Но та, увлечённая телепередачей, не отвечает. В комнату заглядывает мама Кима, и тогда он, указывая пальцем на незнакомца, спрашивает у неё:
– Кто это, мама?
Мать усмехается:
– Киша, перестань придуриваться.
Так и называет до сей поры. «Киша, имей в виду, получишь двойку по алгебре, посуда и пол – за тобой», «Киша, очень тебя прошу, не разбрасывай вещи!», «Киша, мы же договаривались, в 22:00 ты должен быть дома как штык!». "Киша, запирай двери на три оборота и не открывай окна. Бандитов – прорва", "Киша, не выключай на ночь свет, чтобы бандиты видели, что мы дома".
Затем мать уходит на кухню, а Ким подбегает к бабушке и хлопает руками по её коленям, стараясь привлечь внимание.
– Бабушка, кто это?! Баба!
И вот она, наконец-то, отрывается от телевизора, переводит взгляд на внука и спрашивает:
– Что такое, Киша?
Ким смотрит на чернобородого во все глаза и замечает, что у того почти прозрачное тело.
– Дяденька с бородой. Кто это? – Нет ни капли страха, есть только детское любопытство.
Бабушка резко оборачивается и, быстро перекрестив грудь, поднимается, берёт Кима за руку и со словами "Пойдём-ка, посмотрим, что там мама делает", тащит его из комнаты.
Воспоминание перетекает в следующую картину: бабушка и мать плачут, в руке бабушка держит чёрно-белую фотографию с изображением чернобородого мужчины. Потом она тычет пальцем в фото и говорит:
– Ах, Киша, Киша. Это дедушка приходил, видать, хотел с тобой познакомиться. К тебе, видать, к внуку своему приходил. Это он был? Ты же его видел?
Ким кивает, – да.
Но бабушка ошиблась. Дедушка приходил за ней.
Она умерла через несколько недель после того случая. Её размытое лицо в памяти Кима не имело ничего общего с фотографией на её могильной плите. Та, другая на плите была слишком молода, слишком улыбчива. Мама выбрала фото помоложе. Зачем? Ким не понимал. Ведь бабушка умерла старой, а эта… Словно чужой человек.

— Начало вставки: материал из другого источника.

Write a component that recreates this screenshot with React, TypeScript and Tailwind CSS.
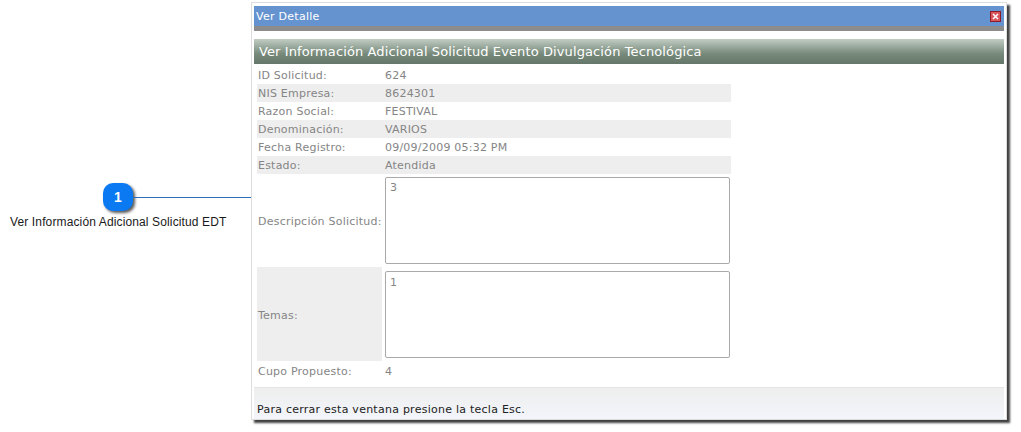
import React from 'react';

const rows = [
  { label: 'ID Solicitud:', value: '624' },
  { label: 'NIS Empresa:', value: '8624301' },
  { label: 'Razon Social:', value: 'FESTIVAL' },
  { label: 'Denominación:', value: 'VARIOS' },
  { label: 'Fecha Registro:', value: '09/09/2009 05:32 PM' },
  { label: 'Estado:', value: 'Atendida' },
];

const dejavu = "font-['DejaVu_Sans',sans-serif]";

const InfoRow = ({ label, value, shaded }: { label: string; value: string; shaded: boolean }) => (
  <div className={`flex h-[18px] items-center pt-[2px] ${shaded ? 'bg-[#eeeeee]' : ''}`}>
    <div className="w-[128px] pl-[1px]">{label}</div>
    <div>{value}</div>
  </div>
);

const App: React.FC = () => {
  return (
    <div className="flex h-[432px] w-[1021px] overflow-hidden bg-white">
      {/* Callout */}
      <div className="w-[251px] flex-shrink-0 pt-[183px]">
        <div className="flex items-center pl-[103px]">
          <div className="flex h-[28px] w-[30px] flex-shrink-0 items-center justify-center rounded-[10px] bg-[#0b79f2] font-['Liberation_Sans',sans-serif] text-[14px] font-bold text-white shadow-[2px_2px_3px_rgba(0,0,0,0.65)]">
            1
          </div>
          <div className="h-px flex-grow bg-[#2c6fb8]" />
        </div>
        <p className="mt-[4px] pl-[10px] font-['Liberation_Sans',sans-serif] text-[12px] leading-[14px] tracking-[0.13px] text-[#1a1a1a]">
          Ver Información Adicional Solicitud EDT
        </p>
      </div>

      {/* Ventana */}
      <div className={`mt-[2px] flex h-[418px] w-[756px] flex-shrink-0 flex-col border border-[#dddddd] bg-white px-[2px] pt-[3px] text-[11px] tracking-[0.22px] shadow-[3px_3px_2px_rgba(0,0,0,0.75)] ${dejavu}`}>
        <div className="flex h-[20px] flex-shrink-0 items-center justify-between bg-[#6593cf] pl-[2px] pr-[3px] pt-[1px] text-white">
          <span className="pt-[1px] tracking-[0.27px]">Ver Detalle</span>
          <span className="flex h-[11px] w-[11px] items-center justify-center border border-[#8c1c28] bg-[#d9555c]">
            <svg width="7" height="7" viewBox="0 0 7 7">
              <path d="M1 1l5 5M6 1L1 6" stroke="#ffffff" strokeWidth="1.5" />
            </svg>
          </span>
        </div>
        <div className="h-[5px] flex-shrink-0 bg-[#8c8c8c]" />
        <div className="h-[8px] flex-shrink-0" />
        <div className="flex h-[25px] flex-shrink-0 items-center bg-gradient-to-b from-[#c2cdc4] via-[#76897a] via-60% to-[#64776a] pl-[5px] text-[13px] tracking-[0.11px] text-white">
          Ver Información Adicional Solicitud Evento Divulgación Tecnológica
        </div>

        <div className="flex flex-grow flex-col pl-[3px] pt-[2px] text-[#858585]">
          <div className="w-[474px]">
            {rows.map((row, i) => (
              <InfoRow key={row.label} label={row.label} value={row.value} shaded={i % 2 === 1} />
            ))}
            <div className="flex h-[93px] items-start">
              <div className="w-[128px] self-center pl-[1px] pt-[3px]">Descripción Solicitud:</div>
              <div className="mt-[3px] h-[87px] w-[345px] rounded-[2px] border border-[#a9a9a9] px-[4px] py-[2px]">3</div>
            </div>
            <div className="flex h-[94px] items-start">
              <div className="flex h-full w-[125px] items-center bg-[#eeeeee] pl-[1px] pt-[4px]">Temas:</div>
              <div className="ml-[3px] mt-[4px] h-[87px] w-[345px] rounded-[2px] border border-[#a9a9a9] px-[4px] py-[3px]">1</div>
            </div>
            <div className="flex h-[19px] items-center pt-[3px]">
              <div className="w-[128px] pl-[1px]">Cupo Propuesto:</div>
              <div>4</div>
            </div>
          </div>
        </div>

        <div className="flex h-[32px] flex-shrink-0 items-end border-t border-[#e2e5e2] bg-gradient-to-b from-[#eeeeee] to-[#f2f5fa] pb-[1px] pl-[3px] tracking-[0.25px] text-[#222222]">
          Para cerrar esta ventana presione la tecla Esc.
        </div>
      </div>
    </div>
  );
};

export default App;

Но он своей чуткой, не по-детски мудрой душой понимал, что его старую бабушку забрал тот, чернобородый, грустный. С большими ладонями. Ким осознал эту связь тогда, когда стоял перед зияющей могилой, в которую в красивом гробу укладывали навеки спать его бабушку. Чернобородый стоял рядом, улыбался Киму, дружески подмигивая ему, мол, не робей, не бойся, всё идёт хорошо. И Ким не боялся, не робел, лишь хихикал, глядя, как чернобородый делает вид, будто бросает комья земли в могилу. На самом деле не бросал, лишь нагнулся, зачерпнул рукой воздух и сделал движение, будто бросает. На потеху внуку.
Тогда состоялся его первый контакт с призраком.
Отца Ким никогда не видел и однажды задал вопрос матери, мол, кто его отец. На что та просто ответила: «Твой отец придурок и алкоголик. Забудь о нём и больше не спрашивай!».
И Ким больше не спрашивал, памятуя о том, как бледное и будто бы умиротворённое лицо матери тогда перекосило от его вопроса. Не спрашивал, дабы не тревожить ее нервное сердце. Он всегда знал, что сердце у матери именно нервное, по-женски одинокое, и он его интуитивно берег. Не спрашивал, пока однажды этот «придурок и алкоголик» не явился на порог их квартиры.